A real mess. There's no other way to describe national housing policy in America today.
There's the massive subprime crisis – caused in no small part by lackadaisical federal regulation.
Fannie Mae and Freddie Mac – mainstays of the multi-trillion-dollar U.S. mortgage system – face the biggest crises in their histories.
We have a Department of Housing and Urban Development largely ignored by a White House either contemptuous of or oblivious to the crucial nature of housing policy.
Finally, there's this grim fact: Millions of Americans still struggle to put a roof over their heads. The National Low Income Housing Coalition reports there's not a single American community in which a minimum-wage worker can reasonably afford to rent an apartment.
Sums of federal housing assistance do flow – some through public housing and federal Section 8 renter subsidies. But the vast majority of federal housing expenditures – roughly $80 billion a year – finance the home mortgage housing deduction. Only 30 percent of taxpayers use it. Applicable to homes worth up to $1 million, it overwhelmingly benefits the richest Americans.
So – assuming Fannie Mae and Freddie Mac can be stabilized – where do we go from here?
Tackle the mortgage deduction head-on, counsels Bart Harvey, recently retired chairman of Enterprise Community Partners, a major national nonprofit that helps finance housing for low-income families. “Even in a time of fiscal distress, it can be done,” Harvey told a National Housing Conference gala.

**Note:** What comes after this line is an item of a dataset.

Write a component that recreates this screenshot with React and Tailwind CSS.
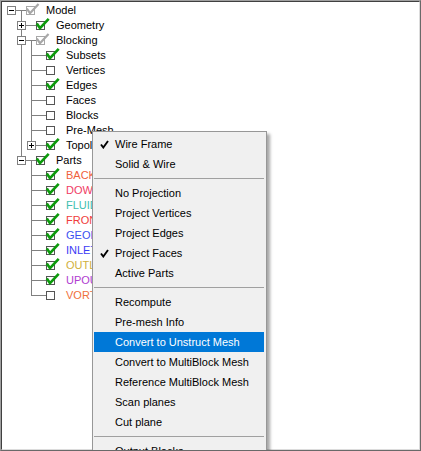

The federal dollars now used for the deduction, said Harvey, could be shifted to people in real need of housing. One suggestion is to convert the deduction into a straightforward tax credit for low-income renters, or to benefit middle-income renters or homebuyers in highly inflated local housing markets.
But at the same meeting where Harvey spoke, staffers from the Senate Banking Committee told me it would never happen – that the resistance of homebuilders and the real estate industry is so fierce that the deduction is an untouchable “third rail” of American politics.
Maybe so. But it's also true that in 2005, President Bush's bipartisan Advisory Panel on Federal Tax Reform endorsed converting the mortgage deduction to a less regressive tax credit. And our demographics are changing. A big wave of “millennials” – would-be homeowners in their mid- to late-20s – is now fast approaching, notes John McIlwain, the Urban Land Institute's top housing expert: “If they received a benefit, there'd suddenly be a huge rise in housing demand – which the homebuilders should be ecstatic about.”
Assist low-income renters
Right now, Congress has an opportunity to help low-income renters by approving the national affordable housing trust fund. It provides a significant new opportunity to assist low-income renters, with funds from the Federal Housing Administration and contributions by Fannie Mae and Freddie Mac (when, hopefully, they're back on their feet).
A next big breakthrough would be to restore HUD, now thoroughly demoralized by scandals and the current administration's disinterest to its pre-eminence under such past secretaries as Carla Hills, Patricia Roberts Harris, Jack Kemp and Henry Cisneros. Imagine the next president appointing a forceful ex-mayor such as Tom Murphy of Pittsburgh, an urban policy whiz such as Bruce Katz of the Brookings Institution, or a seasoned housing professional such as Harvey. With a will, we could have top-notch leadership and a rejuvenated agency staff focused on a full spectrum of housing for all Americans.
Though maybe with a caveat – to rename HUD the Department of Housing and Metropolitan Development, suggests McIlwain. Why? To think more expansively, to make connections, he says: “No other developed country lacks a national policy on cities, recognizing the vital importance of urban regions. We need such a policy – and department.”
Build in anti-sprawl incentives
Incentives for coordinated development could be built not just into housing, but also highway or transit bills, requiring our nationwide set of metropolitan planning organizations to take on land use, working with city and suburban governments to limit wasteful outward sprawl of regions.
But a HUD focused especially on cities and housing could be a special steward of the new relationships, providing incentives for core cities and suburbs, which increasingly need housing supports, to work together.
Plus, a new HUD could watch to see that housing has meaningful income mixes and that it works hand-in-glove with transportation – making sure, for example, that when federal housing dollars are used, there will be upgraded zoning around highway interchanges or transit stops, providing higher density, more energy-efficient and socially inclusive housing together with job-providing commercial development. That way, isolated housing “projects” for the poor and federally financed roads to developers' greenfield projects would be history.
We could do all these exciting things. But first, we'll have to make some smart choices – candidates with vision, and some tough political hides – in the November elections.